Friday, July 17, 2009

Why we may never solve the obesity crisis

Ezra Klein shares a story that is all too true for many of us. When we are eating out, we have no clue what the fat or calorie content is of the dishes on the menu. Not only that, the dishes that sound like good choices may turn out to be the worst ones. He writes (about the Cheesecake Factory menu):
On first glance, I would have figure the salmon for the lightest entree, followed by the chicken piccata, the carbonara, and the crispy beef. Not so. The salmon weighs in at 1,673 calories -- which is to say, a bit more than 75 percent of the food an adult male should eat in a day. The piccata is a comparably slim 1,385 calories. The crispy beef is 1,528 calories. And the carbonara? 2,191. The answer might be that someone looking for a healthful meal shouldn't go to the Cheesecake Factory. But insofar as you're already there, or your family wants to go there, making a good decision isn't a particularly straightforward proposition.
The problem here is threefold. Cheesecake creates their dishes with the intention of maximizing taste. And fat, sugar, and calories taste GOOD!! This is America and we have the right to eat whatever we want, even if it blows up our waistline (and our healthcare bills). So I would not want any regulations that prevent Cheesecake from serving up these dishes. But the other two problems are more worthy of attention.

First, if anyone wants to make a more healthful choice, they should have the information to do so. Again, this is America and we have that right. So either the descriptions need to give eaters a better idea of what’s in the dish or we need to require nutritional information on the menu (like several cities are already starting to do). You are free to ignore it if you want to, but it should be there for people who want it, or especially for people who need it for health reasons (diabetics, medically obese, etc).

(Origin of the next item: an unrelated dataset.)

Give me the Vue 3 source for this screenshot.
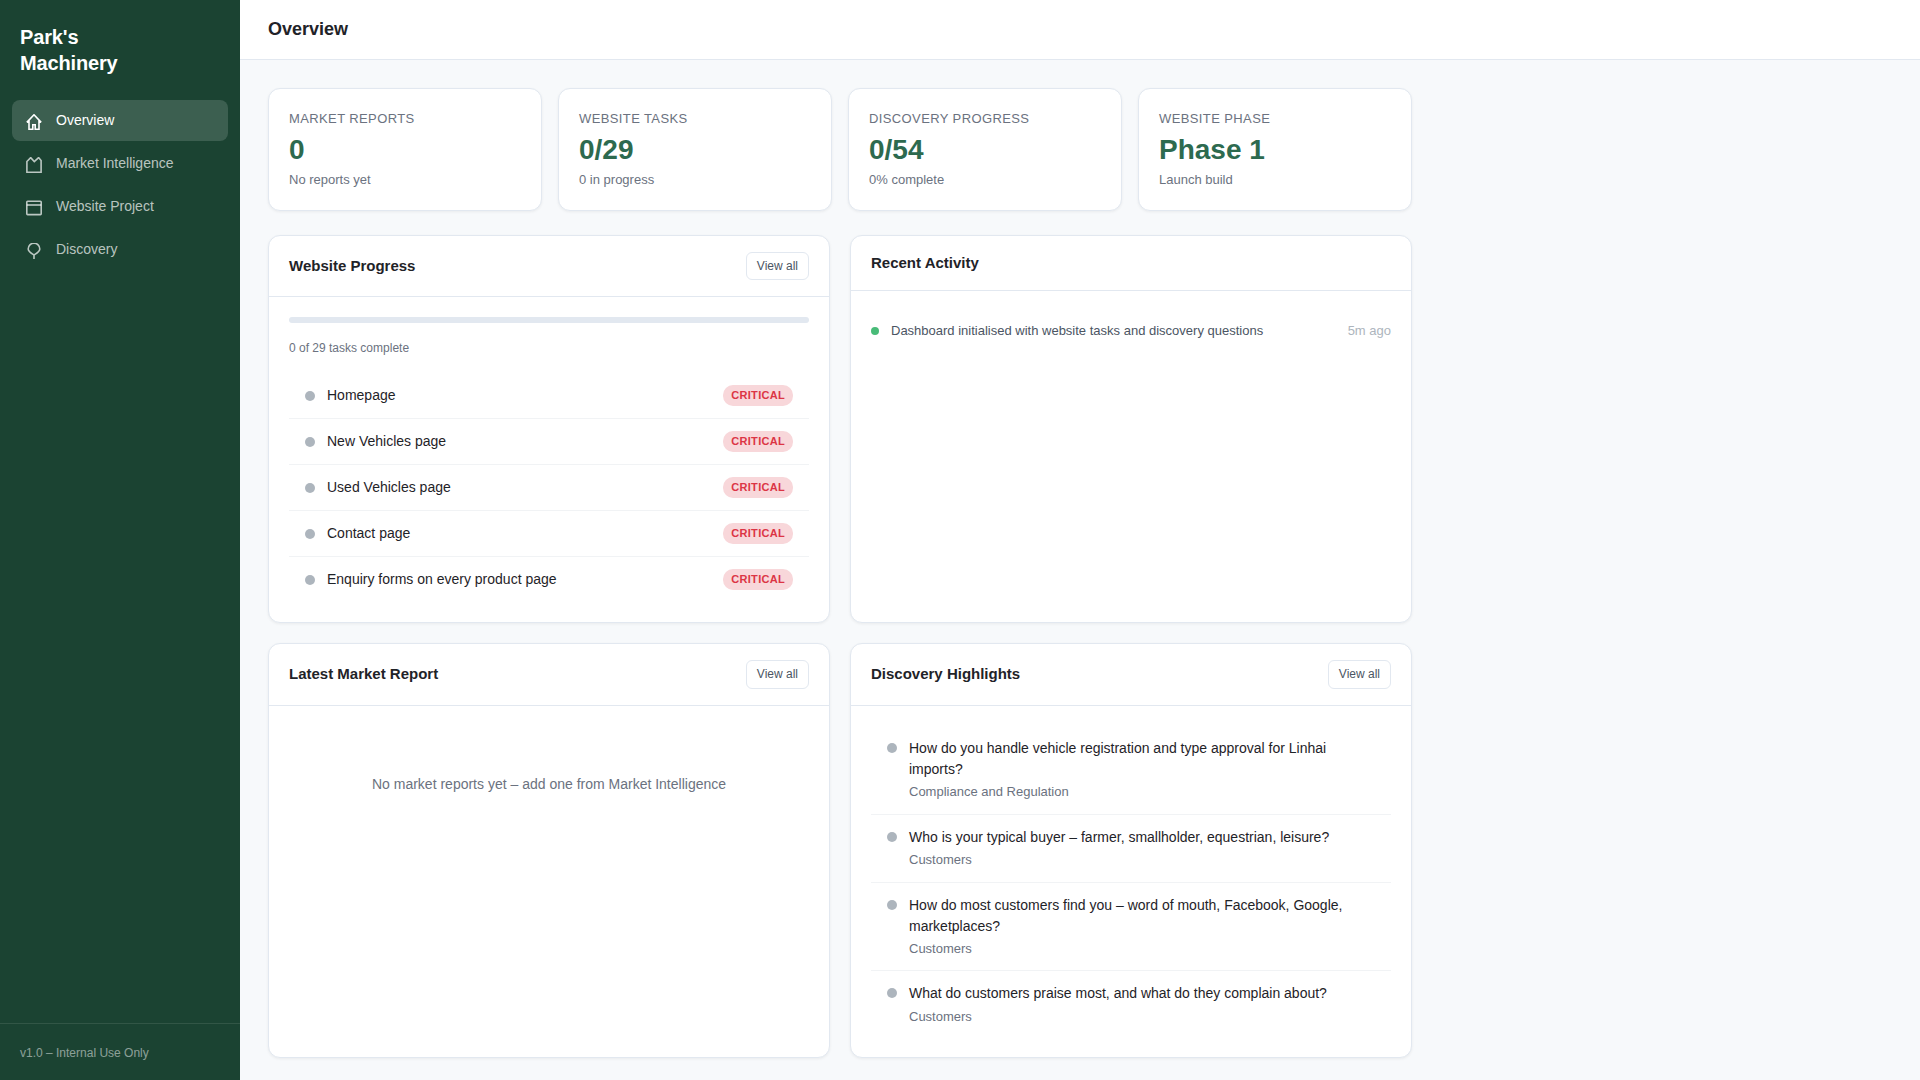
<script setup>
const stats = [
  { label: 'Market Reports', value: '0', sub: 'No reports yet' },
  { label: 'Website Tasks', value: '0/29', sub: '0 in progress' },
  { label: 'Discovery Progress', value: '0/54', sub: '0% complete' },
  { label: 'Website Phase', value: 'Phase 1', sub: 'Launch build' },
]
const tasks = ['Homepage', 'New Vehicles page', 'Used Vehicles page', 'Contact page', 'Enquiry forms on every product page']
const questions = [
  { q: 'How do you handle vehicle registration and type approval for Linhai imports?', c: 'Compliance and Regulation' },
  { q: 'Who is your typical buyer – farmer, smallholder, equestrian, leisure?', c: 'Customers' },
  { q: 'How do most customers find you – word of mouth, Facebook, Google, marketplaces?', c: 'Customers' },
  { q: 'What do customers praise most, and what do they complain about?', c: 'Customers' },
]
</script>

<template>
  <div class="app">
    <aside class="sidebar">
      <div class="brand">Park's<br>Machinery</div>
      <nav class="nav">
        <a class="nav-item active">
          <svg class="ico" viewBox="0 0 16 16"><path d="M.8 8.4 8 .8l7.2 7.6M3 6.5v8.7h3.8v-4.4h2.4v4.4H13V6.5" /></svg>
          <span>Overview</span>
        </a>
        <a class="nav-item">
          <svg class="ico" viewBox="0 0 16 16"><path d="M.9 15.2V4.5L4.7.6l3.6 3.9L12.6.6l2.5 2.9v11.7Z" /></svg>
          <span>Market Intelligence</span>
        </a>
        <a class="nav-item">
          <svg class="ico" viewBox="0 0 16 16"><rect x=".8" y="1.2" width="14.4" height="13.4" rx=".8" /><path d="M.8 5h14.4" /></svg>
          <span>Website Project</span>
        </a>
        <a class="nav-item">
          <svg class="ico" viewBox="0 0 16 16"><path d="M8 12C5 10.2 2.2 8.7 2.2 6a5.8 5.8 0 0 1 11.6 0C13.8 8.7 11 10.2 8 12V16" /></svg>
          <span>Discovery</span>
        </a>
      </nav>
      <div class="foot">v1.0 – Internal Use Only</div>
    </aside>
    <div class="main">
      <header class="top"><h1>Overview</h1></header>
      <main class="content">
        <div class="stats">
          <div v-for="s in stats" :key="s.label" class="card stat">
            <div class="stat-label">{{ s.label }}</div>
            <div class="stat-value">{{ s.value }}</div>
            <div class="stat-sub">{{ s.sub }}</div>
          </div>
        </div>
        <div class="grid">
          <section class="card panel">
            <div class="head"><h2>Website Progress</h2><button class="btn">View all</button></div>
            <div class="body">
              <div class="bar"></div>
              <div class="bar-label">0 of 29 tasks complete</div>
              <div class="task" v-for="t in tasks" :key="t">
                <span class="dot"></span>
                <span class="task-name">{{ t }}</span>
                <span class="badge">Critical</span>
              </div>
            </div>
          </section>
          <section class="card panel">
            <div class="head"><h2>Recent Activity</h2></div>
            <div class="body">
              <div class="activity">
                <span class="dot-green"></span>
                <span class="activity-text">Dashboard initialised with website tasks and discovery questions</span>
                <span class="activity-time">5m ago</span>
              </div>
            </div>
          </section>
          <section class="card panel">
            <div class="head"><h2>Latest Market Report</h2><button class="btn">View all</button></div>
            <div class="body">
              <div class="empty">No market reports yet – add one from Market Intelligence</div>
            </div>
          </section>
          <section class="card panel">
            <div class="head"><h2>Discovery Highlights</h2><button class="btn">View all</button></div>
            <div class="body">
              <div class="q" v-for="q in questions" :key="q.q">
                <span class="dot q-dot"></span>
                <div>
                  <div class="q-text">{{ q.q }}</div>
                  <div class="q-cat">{{ q.c }}</div>
                </div>
              </div>
            </div>
          </section>
        </div>
      </main>
    </div>
  </div>
</template>

<style>
html, body { margin: 0; background: #f7f9fb; }
</style>

<style scoped>
* { box-sizing: border-box; }
.app { display: flex; min-height: 100vh; font-family: "Liberation Sans", Arial, sans-serif; color: #1f2328; font-size: 14px; line-height: 1.5; }
.sidebar { width: 240px; height: 1080px; flex-shrink: 0; background: #1b4332; display: flex; flex-direction: column; position: sticky; top: 0; }
.brand { padding: 24px 20px 24px; font-size: 20px; font-weight: 700; line-height: 26px; color: #fff; letter-spacing: -.15px; }
.nav { display: flex; flex-direction: column; gap: 2px; padding: 0 12px; flex: 1; }
.nav-item { display: flex; align-items: center; gap: 12px; height: 41px; padding: 0 14px; border-radius: 8px; color: rgba(255,255,255,.7); }
.nav-item.active { background: rgba(255,255,255,.15); color: #fff; }
.ico { width: 16px; height: 16px; flex-shrink: 0; fill: none; stroke: currentColor; stroke-width: 1.6; margin-top: 2px; margin-right: 2px; }
.foot { border-top: 1px solid rgba(255,255,255,.1); padding: 20px; font-size: 12px; color: rgba(255,255,255,.5); height: 57px; }
.main { flex: 1; min-width: 0; }
.top { height: 60px; background: #fff; border-bottom: 1px solid #e2e8f0; display: flex; align-items: center; padding: 0 28px; }
h1 { margin: 0; font-size: 18px; font-weight: 700; }
.content { padding: 28px; max-width: 1200px; }
.card { background: #fff; border: 1px solid #e2e8f0; border-radius: 12px; box-shadow: 0 1px 3px rgba(0,0,0,.06); }
.stats { display: grid; grid-template-columns: repeat(4, 1fr); gap: 16px; margin-bottom: 24px; }
.stat { padding: 20px; }
.stat-label { font-size: 13px; color: #6b7280; text-transform: uppercase; letter-spacing: .39px; }
.stat-value { font-size: 28px; font-weight: 700; color: #2d6a4f; line-height: 1.2; margin: 4px 0; }
.stat-sub { font-size: 13px; color: #6b7280; }
.grid { display: grid; grid-template-columns: 1fr 1fr; gap: 20px; }
.head { display: flex; align-items: center; justify-content: space-between; padding: 16px 20px; border-bottom: 1px solid #e2e8f0; }
h2 { margin: 0; font-size: 15px; font-weight: 700; }
.btn { font: inherit; font-size: 12px; line-height: 18.6px; padding: 4px 10px; color: #4b5563; background: #fff; border: 1px solid #e2e8f0; border-radius: 6px; }
.body { padding: 20px; }
.bar { height: 6px; border-radius: 3px; background: #e2e8f0; margin-bottom: 16px; }
.bar-label { font-size: 12px; color: #6b7280; margin-bottom: 16px; }
.task { display: flex; align-items: center; gap: 12px; padding: 12px 16px; border-bottom: 1px solid #f1f3f5; }
.task:last-child { border-bottom: 0; }
.dot { width: 10px; height: 10px; border-radius: 50%; background: #adb5bd; flex-shrink: 0; }
.task-name { flex: 1; }
.badge { font-size: 11px; font-weight: 700; line-height: 15px; padding: 3px 8px; border-radius: 10px; letter-spacing: .3px; text-transform: uppercase; background: #f8d7da; color: #dc3545; }
.activity { display: flex; align-items: center; gap: 12px; padding: 10px 0; font-size: 13px; }
.dot-green { width: 8px; height: 8px; border-radius: 50%; background: #48bb78; flex-shrink: 0; }
.activity-text { flex: 1; color: #4b5563; }
.activity-time { color: #adb5bd; }
.empty { padding: 48px 0; text-align: center; color: #6b7280; }
.q { display: flex; gap: 12px; padding: 12px 16px; border-bottom: 1px solid #f1f3f5; }
.q:last-child { border-bottom: 0; padding-bottom: 10.4px; }
.q-dot { margin-top: 5px; }
.q-cat { font-size: 13px; color: #6b7280; margin-top: 2.4px; }
</style>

Second, the costs of treating obesity-related disease is often covered by other people, either through Medicare/Medicaid or through shared insurance risk pools. If we have a new “public option” in the Obama plan, that would increase shared costs even further. I am OK if you want to overeat and get obese, but don’t make ME pay for the resulting medical care. Some company health plans are starting to offer discounts for people who are fit. But we need a way to make this more systematic to make it societally acceptable.

In essence, it comes down to what it always comes down to. We should have the freedom to make bad choices if we want to (smoking, eating, etc). But this freedom is taken away from us if we don’t have the information we need to evaluate the costs and benefits of our choices. We deserve both kinds of freedom.

And as soon as there are externalities (shared health costs, second hand smoke) on other people, we are infringing on THEIR rights. So we need mechanisms to either eliminate the externality or a payment system that compensates for it.